На третье утро с меня вероломно стащила одеяло светловолосая девчонка, когда остальных в спальне уже не было.
– Доброе утро! Что? Так и будешь теперь лежать?
– Отстань, пожалуйста.
– Э нет. Думаешь, что такая одна тут? Да ты дома будешь через месяц, а я раз в пол года сбегаю и отсиживаюсь у местных, чтобы в детский дом не перевели.
– присаживается на кровать.
– Я Лиля. Тебя как зовут?
– Катя. А тебя не ругают за побеги?
– Да все всё знают. Закрывают глаза просто. Директор - классная тётка. У нас вроде как санаторий тут перед детским домом. Передержка. Откармливают, лечат, психологическую помощь оказывают, а дальше кто-то домой, а кто-то держится, как может.
– У тебя совсем никого?
– я никогда не встречала раньше таких детей.
– Ребята. Воспитатель.
– улыбается Лиля.
В первый класс я пошла в интернате. Директор раз в неделю ходила со мной в больницу к родителям и сестре. В одно из посещений я узнала, что у папы началось заражение крови. Врачи что-то не досмотрели…и через два месяца в родную квартиру мы вернулись втроем. Я, мама и Марго.
***
– Катюш, милая! Ты чего на бордюре сидишь?
– голос Сергея возвращает из воспоминаний. Меня слегка потряхивает.
– Испугалась? Живы там все.
– обнимает и отходит, чтобы ответить на звонок.
Садимся в машину. В молчании доезжаем до аэропорта.
Сергей 8.
Два молодых пьяных идиота решили погонять. Родительские «мерины» в дребезги. Сами хоть целы, слава Богу. Одному из них семнадцать, поэтому нас попросили стать понятыми. Но когда инспекторы узнали, что мы сегодня улетаем, быстро отпустили. Можем ехать.
В молодые годы Федор и я не были такими безрассудными. Возможно, сдерживало то, что мой отец - оперирующий хирург частенько водил нас к себе на работу. Никогда не замалчивал особенно поучительные случаи.
До сих пор помню тот день, когда мы с другом в тринадцать лет первый раз покурили сигареты. Стояли за гаражами, и опасливо оглядываясь по сторонам, тянули «Святой Георгий». Как и положено, в таких ситуациях, нас заметила соседка сверху, которая вешала белье.
Нажаловалась родителям она в тот же вечер. Но разбора полётов не последовало. Удивленные и лишённые телевизоров, мы отправились спать.
Сюрприз преподнесло следующее утро. Вместо школы отец повёз нас к себе на работу. Высадил около серого здания клинического морга, которое любой нормальный человек обходит стороной, и совершенно не реагируя на наши протесты, затолкал внутрь.
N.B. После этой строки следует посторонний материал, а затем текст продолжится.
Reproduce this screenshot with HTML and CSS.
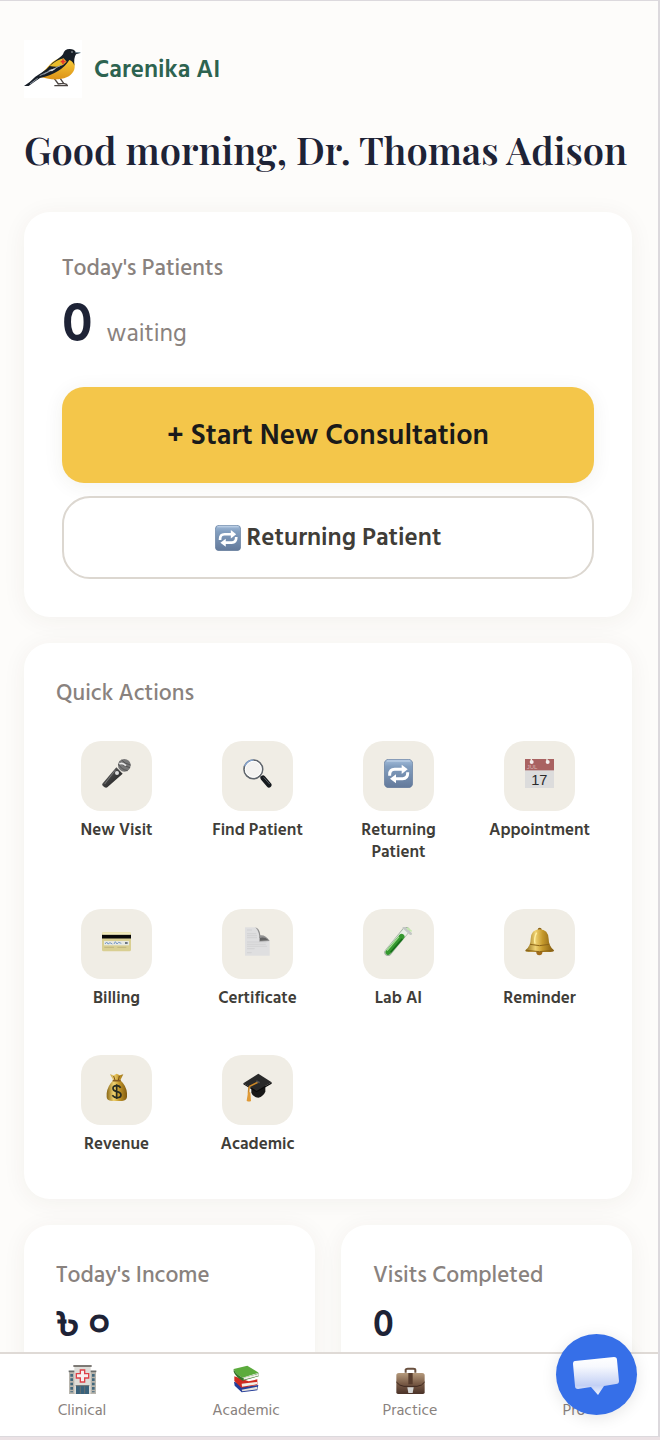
FILE: index.html
```
<!doctype html>
<html lang="en">
<head>
    <meta charset="UTF-8">
    <meta name="viewport" content="width=device-width, initial-scale=1">
    <title>Carenika AI</title>
    <link rel="stylesheet" href="styles.css">
</head>
<body>
<!-- shared icons and gradients -->
<svg class="defs" aria-hidden="true">
    <defs>
        <linearGradient id="blue" x1="0" y1="0" x2="0" y2="1">
            <stop offset="0" stop-color="#a3bddb"/>
            <stop offset=".25" stop-color="#829ebf"/>
            <stop offset="1" stop-color="#63799a"/>
        </linearGradient>
        <linearGradient id="gold" x1="0" y1="0" x2="1" y2="0">
            <stop offset="0" stop-color="#8a6816"/>
            <stop offset=".35" stop-color="#f0d272"/>
            <stop offset=".6" stop-color="#c69a2c"/>
            <stop offset="1" stop-color="#80590f"/>
        </linearGradient>
        <linearGradient id="leather" x1="0" y1="0" x2="0" y2="1">
            <stop offset="0" stop-color="#b59a7c"/>
            <stop offset=".5" stop-color="#7a5c47"/>
            <stop offset="1" stop-color="#4a3228"/>
        </linearGradient>
        <linearGradient id="belly" x1="0" y1="0" x2="0" y2="1">
            <stop offset="0" stop-color="#fbd23c"/>
            <stop offset="1" stop-color="#dc9218"/>
        </linearGradient>
        <linearGradient id="metal" x1="0" y1="0" x2="1" y2="1">
            <stop offset="0" stop-color="#8c8c8c"/>
            <stop offset=".5" stop-color="#3c3c3c"/>
            <stop offset="1" stop-color="#161616"/>
        </linearGradient>
        <linearGradient id="bubble" x1="0" y1="0" x2="0" y2="1">
            <stop offset="0" stop-color="#ffffff"/>
            <stop offset=".25" stop-color="#f7f9fe"/>
            <stop offset=".75" stop-color="#c3d0f5"/>
            <stop offset="1" stop-color="#eef2fd"/>
        </linearGradient>
    </defs>
    <symbol id="repeat" viewBox="0 0 87 87">
        <rect x="1" y="1" width="85" height="85" rx="13" fill="url(#blue)" stroke="#60789a" stroke-width="2"/>
        <path d="M9 6h69" stroke="#c6d7ea" stroke-width="3" stroke-linecap="round"/>
        <path d="M17 50V47Q17 31 32 31H56" fill="none" stroke="#fff" stroke-width="9"/>
        <path d="M53 17L71 31L53 45Z" fill="#fff"/>
        <path d="M71 40V43Q71 59 56 59H33" fill="none" stroke="#fff" stroke-width="9"/>
        <path d="M36 46L18 59L36 73Z" fill="#fff"/>
    </symbol>
</svg>

<div class="app">
    <main class="content">
        <header class="brand">
            <svg class="logo" viewBox="0 0 174 174" aria-hidden="true">
                <rect width="174" height="174" fill="#fff"/>
                <path d="M91 116L103 132M107 113L119 130M91 137H132M101 132L119 130L130 134" fill="none" stroke="#4b4543" stroke-width="4"/>
                <path d="M126 50C146 50 156 68 151 88C146 105 128 116 103 118C84 120 62 113 44 110C64 91 78 66 102 56Z" fill="url(#belly)"/>
                <path d="M0 138Q20 125 34 110Q52 99 68 87Q85 66 105 54Q112 50 117 43Q121 27 137 27Q151 27 155 36L170 38L156 43Q149 53 151 77Q147 63 136 60Q124 80 102 93Q78 108 48 114Q30 126 14 138Z" fill="#171e27"/>
                <path d="M77 78Q99 59 119 55L128 65Q118 77 104 80Q90 81 77 78Z" fill="#e9bd2a"/>
                <path d="M47 107L94 85M59 103L112 75M18 132L41 115" stroke="#8f98a5" stroke-width="3"/>
                <path d="M72 91L97 85L84 94Z" fill="#d9dde2"/>
                <path d="M117 58V73M110 65H125" stroke="#e5392c" stroke-width="5"/>
                <path d="M154 38L169 38" stroke="#7e99a6" stroke-width="3"/>
                <circle cx="144" cy="36" r="2" fill="#d3dce0"/>
            </svg>
            <span class="brand-name">Carenika AI</span>
        </header>
        <h1>Good morning, Dr. Thomas Adison</h1>

        <!-- patients -->
        <section class="card patients">
            <h2>Today's Patients</h2>
            <p class="count"><strong>0</strong> <span>waiting</span></p>
            <button type="button" class="btn btn-primary">+ Start New Consultation</button>
            <button type="button" class="btn btn-outline">
                <svg viewBox="0 0 87 87" aria-hidden="true"><use href="#repeat"/></svg>
                Returning Patient
            </button>
        </section>

        <!-- quick actions -->
        <section class="card">
            <h2>Quick Actions</h2>
            <div class="actions">
                <button type="button" class="action">
                    <span class="tile">
                        <svg viewBox="0 0 87 87" aria-hidden="true">
                            <path d="M43 25L62 44L16 85Q10 88 3 81Q-2 77 3 72Z" fill="url(#metal)"/>
                            <path d="M40 33L8 75" stroke="#777" stroke-width="3"/>
                            <circle cx="67" cy="19" r="19" fill="#777"/>
                            <path d="M49 15Q58 32 77 35M53 8Q63 22 84 26M59 3Q67 14 86 18" fill="none" stroke="#555" stroke-width="3"/>
                            <path d="M52 14Q62 10 72 20" fill="none" stroke="#e8e8e8" stroke-width="5"/>
                            <circle cx="45" cy="42" r="6" fill="#ddd"/>
                        </svg>
                    </span>
                    <span class="label">New Visit</span>
                </button>
                <button type="button" class="action">
                    <span class="tile">
                        <svg viewBox="0 0 87 87" aria-hidden="true">
                            <path d="M49 49L61 61" stroke="#8a8a8a" stroke-width="5"/>
                            <path d="M60 57L78 78" stroke="#15191d" stroke-width="15" stroke-linecap="round"/>
                            <path d="M62 55L80 75" stroke="#5c6266" stroke-width="3"/>
                            <circle cx="31" cy="31" r="28" fill="#f3f2f0" stroke="#5f656c" stroke-width="5"/>
                            <circle cx="31" cy="31" r="24" fill="none" stroke="#fff" stroke-width="3"/>
                            <path d="M5 22Q12 4 31 3" fill="none" stroke="#86a4cf" stroke-width="4"/>
                        </svg>
                    </span>
                    <span class="label">Find Patient</span>
                </button>
                <button type="button" class="action">
                    <span class="tile">
                        <svg viewBox="0 0 87 87" aria-hidden="true"><use href="#repeat"/></svg>
                    </span>
                    <span class="label">Returning Patient</span>
                </button>
                <button type="button" class="action">
                    <span class="tile">
                        <svg viewBox="0 0 87 87" aria-hidden="true">
                            <rect width="87" height="87" fill="#dcdcdc"/>
                            <rect width="87" height="34" fill="#a96261"/>
                            <circle cx="20" cy="9" r="6" fill="#f4eeee"/>
                            <circle cx="68" cy="9" r="6" fill="#f4eeee"/>
                            <path d="M19 0V8M66 0V8" stroke="#efede5" stroke-width="4"/>
                            <text x="5" y="30" class="cal-month">JUL</text>
                            <text x="43" y="77" class="cal-day">17</text>
                        </svg>
                    </span>
                    <span class="label">Appointment</span>
                </button>
                <button type="button" class="action">
                    <span class="tile">
                        <svg viewBox="0 0 87 87" aria-hidden="true">
                            <rect x="0" y="15" width="87" height="58" rx="5" fill="#d9cf92"/>
                            <rect x="1" y="16" width="85" height="8" rx="3" fill="#f1ebbf"/>
                            <path d="M0 29H87" stroke="#080808" stroke-width="11"/>
                            <rect x="6" y="42" width="75" height="13" fill="#e6e8e2"/>
                            <path d="M9 51L14 45L18 51L24 47L31 51M36 51L40 44L45 51L50 46L58 49" fill="none" stroke="#7a9ac5" stroke-width="3"/>
                            <path d="M69 48H77" stroke="#56616b" stroke-width="5"/>
                            <path d="M7 61H36M46 61H73" stroke="#c0b57d" stroke-width="3"/>
                        </svg>
                    </span>
                    <span class="label">Billing</span>
                </button>
                <button type="button" class="action">
                    <span class="tile">
                        <svg viewBox="0 0 87 87" aria-hidden="true">
                            <path d="M6 1H37Q48 7 50 26Q66 25 80 41V86H6Z" fill="#dfdfe0"/>
                            <path d="M37 1Q50 4 52 25Q68 23 80 42L49 44Q52 16 37 1Z" fill="#929292"/>
                            <path d="M40 3Q52 16 50 33Q65 29 76 39L51 41Q52 15 40 3Z" fill="#626262"/>
                            <path d="M12 9H27M12 20H40M12 26H42M12 32H42M12 45H70M12 52H68M12 58H72M12 65H35M12 77H26" stroke="#cbcbcd" stroke-width="2"/>
                        </svg>
                    </span>
                    <span class="label">Certificate</span>
                </button>
                <button type="button" class="action">
                    <span class="tile">
                        <svg viewBox="0 0 87 87" aria-hidden="true">
                            <path d="M66 10L12 76" stroke="#9faf9f" stroke-width="22" stroke-linecap="round"/>
                            <path d="M65 12L13 74" stroke="#e9efe7" stroke-width="18" stroke-linecap="round"/>
                            <path d="M53 29L13 75" stroke="#35982f" stroke-width="17" stroke-linecap="round"/>
                            <path d="M55 35L20 76" stroke="#176e1a" stroke-width="5"/>
                            <path d="M45 29L9 71" stroke="#a0dc90" stroke-width="4"/>
                            <path d="M60 2L80 20" stroke="#c3c7c5" stroke-width="8" stroke-linecap="round"/>
                            <path d="M69 3L83 13" stroke="#c3e9ad" stroke-width="5"/>
                        </svg>
                    </span>
                    <span class="label">Lab AI</span>
                </button>
                <button type="button" class="action">
                    <span class="tile">
                        <svg viewBox="0 0 87 87" aria-hidden="true">
                            <circle cx="43" cy="76" r="9" fill="#a16b1b"/>
                            <circle cx="44" cy="8" r="6" fill="#8c6317"/>
                            <path d="M1 70Q17 58 17 36Q18 8 44 7Q70 8 71 36Q71 58 87 70Q87 75 77 75H11Q0 75 1 70Z" fill="url(#gold)"/>
                            <path d="M15 52Q43 60 73 52M3 70Q43 78 84 70" fill="none" stroke="#8d6518" stroke-width="3"/>
                            <path d="M35 17Q26 34 30 50" fill="none" stroke="#fff0a0" stroke-width="4"/>
                        </svg>
                    </span>
                    <span class="label">Reminder</span>
                </button>
                <button type="button" class="action">
                    <span class="tile">
                        <svg viewBox="0 0 87 87" aria-hidden="true">
                            <path d="M24 4L35 7L44 2L53 7L64 4L55 22Q73 38 75 61V72Q74 83 60 84H29Q14 83 14 72V61Q17 38 34 22Z" fill="url(#gold)"/>
                            <path d="M35 9L39 22M52 9L49 22" stroke="#785016" stroke-width="3"/>
                            <path d="M32 23H56" stroke="#8a5e20" stroke-width="5"/>
                            <path d="M44 34V78M56 44Q52 38 44 38Q33 38 33 46Q33 54 44 56Q57 58 57 66Q57 74 45 74Q36 74 31 67" fill="none" stroke="#292c20" stroke-width="5"/>
                        </svg>
                    </span>
                    <span class="label">Revenue</span>
                </button>
                <button type="button" class="action">
                    <span class="tile">
                        <svg viewBox="0 0 87 87" aria-hidden="true">
                            <path d="M25 41V58Q28 72 46 74Q61 70 67 56V38Z" fill="#171717"/>
                            <path d="M1 31L46 2L86 28L41 54Z" fill="#292929"/>
                            <path d="M1 31L41 54L86 28V32L41 58L1 34Z" fill="#0b0b0b"/>
                            <path d="M46 27L20 40Q16 46 17 62" fill="none" stroke="#cb8727" stroke-width="5"/>
                            <path d="M15 58H22L24 84Q17 88 11 83Z" fill="#e09a36"/>
                            <path d="M40 24L50 29" stroke="#505050" stroke-width="5"/>
                        </svg>
                    </span>
                    <span class="label">Academic</span>
                </button>
            </div>
        </section>

        <!-- stats -->
        <div class="stats">
            <section class="card">
                <h2>Today's Income</h2>
                <p class="value">৳ ০</p>
            </section>
            <section class="card">
                <h2>Visits Completed</h2>
                <p class="value">0</p>
            </section>
        </div>
    </main>

    <!-- bottom navigation -->
    <nav class="tabs">
        <a href="#clinical">
            <svg viewBox="0 0 87 87" aria-hidden="true">
                <rect x="3" y="20" width="81" height="67" fill="#b8b5ad"/>
                <path d="M2 19H85" stroke="#686b69" stroke-width="5"/>
                <rect x="19" y="4" width="49" height="82" fill="#deddd8"/>
                <path d="M16 3H71" stroke="#64615c" stroke-width="5"/>
                <path d="M11 27V82M76 27V82" stroke="#42687d" stroke-width="8" stroke-dasharray="8 5"/>
                <path d="M37 15H50V26H62V39H50V51H37V39H25V26H37Z" fill="#f7f1ef" stroke="#de4148" stroke-width="4"/>
                <rect x="24" y="62" width="39" height="25" fill="#39627c"/>
                <path d="M23 62H64M37 64V86M50 64V86" stroke="#6c706f" stroke-width="3"/>
            </svg>
            <span>Clinical</span>
        </a>
        <a href="#academic">
            <svg viewBox="0 0 87 87" aria-hidden="true">
                <path d="M6 50L50 64L79 60L76 76L29 82L8 62Z" fill="#263e99"/>
                <path d="M29 74L76 65V73L31 79Z" fill="#e7e4dc"/>
                <path d="M7 34L50 49L76 43V60L28 68L7 48Z" fill="#d02b20"/>
                <path d="M29 56L75 51V58L30 65Z" fill="#f2efe6"/>
                <path d="M5 12L46 2L80 23L32 38Q12 30 5 12Z" fill="#5cab3d"/>
                <path d="M5 12Q11 28 33 39L80 25V34L32 47Q10 35 5 20Z" fill="#347528"/>
                <path d="M35 38L80 26V32L35 44Z" fill="#f0efe7"/>
            </svg>
            <span>Academic</span>
        </a>
        <a href="#practice">
            <svg viewBox="0 0 87 87" aria-hidden="true">
                <path d="M29 23V14Q30 11 35 11H52Q58 11 58 15V23" fill="none" stroke="#69503f" stroke-width="6"/>
                <path d="M1 29Q2 24 8 24H79Q85 24 86 29V82Q86 87 81 87H6Q1 87 1 82Z" fill="url(#leather)"/>
                <path d="M1 51Q10 63 24 64H63Q78 63 86 51" fill="none" stroke="#3f2920" stroke-width="3"/>
                <rect x="37" y="24" width="13" height="34" fill="#573c2d"/>
                <path d="M34 67H53L50 84H37Z" fill="#d5d6d5"/>
            </svg>
            <span>Practice</span>
        </a>
        <a href="#pro">
            <svg viewBox="0 0 87 87" aria-hidden="true">
                <path d="M43 4L55 31L84 34L62 53L69 82L43 67L18 82L25 53L3 34L32 31Z" fill="#f2b632"/>
            </svg>
            <span>Pro</span>
        </a>
    </nav>
</div>

<button type="button" class="chat" aria-label="Open chat">
    <svg viewBox="0 0 81 81" aria-hidden="true">
        <path d="M19 27L58 23Q61 23 61 26L63 47Q63 50 60 50L48 52L42 61L35 53L22 55Q19 55 19 52L17 30Q17 27 19 27Z" fill="url(#bubble)"/>
    </svg>
</button>
</body>
</html>
```
FILE: styles.css
```
* {
    box-sizing: border-box;
    margin: 0;
    padding: 0;
}

body {
    background: #ebe2e5;
    color: #1e2336;
    font-family: "Hind Siliguri", "Noto Sans CJK SC", "Noto Sans", sans-serif;
}

button {
    border: 0;
    background: none;
    font-family: inherit;
    cursor: pointer;
}

a {
    color: inherit;
    text-decoration: none;
}

.defs {
    position: absolute;
    width: 0;
    height: 0;
}

.app {
    display: flex;
    flex-direction: column;
    height: calc(100vh - 3px);
    background: #fdfcfa;
    border: solid #dcd9dd;
    border-width: 1px 2px 1px 0;
}

.content {
    flex: 1;
    min-height: 0;
    display: flex;
    flex-direction: column;
    gap: 26px;
    padding: 39px 26px 26px 24px;
    overflow-y: auto;
    scrollbar-width: none;
}

.brand {
    display: flex;
    align-items: center;
    gap: 12px;
}

.logo {
    width: 58px;
    height: 58px;
}

.brand-name {
    color: #2d6350;
    font-size: 25px;
    font-weight: 600;
}

h1 {
    font-family: "Playfair Display", "Liberation Serif", serif;
    font-size: 38px;
    font-weight: 600;
    line-height: 52px;
    margin-bottom: 10px;
    white-space: nowrap;
}

h2 {
    color: #89827e;
    font-size: 23px;
    font-weight: 500;
    line-height: 36px;
}

.card {
    flex-shrink: 0;
    padding: 32px;
    background: #fff;
    border-radius: 26px;
    box-shadow: 0 3px 24px rgba(60, 50, 30, 0.06);
}

.patients {
    padding: 38px;
}

.count {
    display: flex;
    align-items: baseline;
    gap: 14px;
    margin-bottom: 15px;
    line-height: 76px;
}

.count strong {
    font-size: 56px;
    font-weight: 600;
}

.count span {
    color: #89827e;
    font-size: 25px;
}

.btn {
    display: flex;
    align-items: center;
    justify-content: center;
    gap: 6px;
    width: 100%;
    font-weight: 600;
}

.btn-primary {
    height: 96px;
    margin-bottom: 13px;
    border-radius: 22px;
    background: #f4c64a;
    box-shadow: 0 3px 20px rgba(60, 50, 30, 0.07);
    color: #1a1a1a;
    font-size: 29px;
}

.btn-outline {
    height: 83px;
    border: 2px solid #dcd7d0;
    border-radius: 28px;
    background: #fff;
    color: #403d38;
    font-size: 25px;
}

.btn-outline svg {
    width: 26px;
    height: 26px;
}

.actions {
    display: grid;
    grid-template-columns: repeat(4, 1fr);
    gap: 22px 20px;
    margin-top: 18px;
}

.action {
    display: flex;
    flex-direction: column;
    align-items: center;
    gap: 8px;
    padding: 12px 6px;
}

.tile {
    display: flex;
    align-items: center;
    justify-content: center;
    width: 71px;
    height: 70px;
    padding-bottom: 6px;
    border-radius: 20px;
    background: #f0ede5;
}

.tile svg {
    width: 29px;
    height: 29px;
}

.cal-month {
    fill: #d9b5b4;
    font: 18px "Liberation Sans", sans-serif;
}

.cal-day {
    fill: #2b2b2b;
    font: 44px "Liberation Sans", sans-serif;
    text-anchor: middle;
}

.label {
    color: #403d38;
    font-size: 17px;
    font-weight: 600;
    line-height: 22px;
}

.stats {
    flex-shrink: 0;
    display: grid;
    grid-template-columns: 1fr 1fr;
    gap: 26px;
}

.value {
    font-size: 38px;
    font-weight: 600;
    line-height: 64px;
}

.tabs {
    display: grid;
    grid-template-columns: repeat(4, 1fr);
    padding: 11px 2px 14px 0;
    background: #fff;
    border-top: 2px solid #dfdad6;
}

.tabs a {
    display: flex;
    flex-direction: column;
    align-items: center;
    gap: 4px;
    color: #89827e;
    font-size: 16px;
    line-height: 24px;
}

.tabs svg {
    width: 29px;
    height: 29px;
}

.chat {
    position: fixed;
    right: 23px;
    bottom: 25px;
    width: 81px;
    height: 81px;
    border-radius: 50%;
    background: #366fe8;
    box-shadow: 0 3px 16px rgba(0, 0, 0, 0.1);
}

.chat svg {
    display: block;
    width: 100%;
}
```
С опаской идем по кафельному полу длинного коридора, нос чешется от запаха формалина. Чувствую, как Федор бьет меня локтем в бок и кивает в сторону открытой двери. Заглядываю в светлое помещение и ощущаю, как наружу просятся утренние бутерброды. На столах лежат в ряд, торчащие из-под пелёнок, голые пятки. Папа ловит наши взгляды.
– Не, эти не наши клиенты.
– он ещё и издевается.
– Чего позеленели, ребятишки? Нам сюда.
– толкает дверь.
Переглядываемся и облегченно выдыхаем. Мы в учебной аудитории.
– Спасибо, что посетили нашу экскурсию, - продолжает стебаться отец.
– На полках вы можете видеть редкие демонстрационные научные образцы.
Мы испуганно таращимся на крыс, лягушек и внутренние органы в колбах. Отец подводит нас в самый угол стеллажа.
– А здесь, гордость нашей выставки. К сожалению, достаточно неуникальный образец легких курильщика. Вы тоже сможете приобрести такие в конце выставки, то есть в конце жизни.- губы родителя смеются, а глаза смотрят испытующе.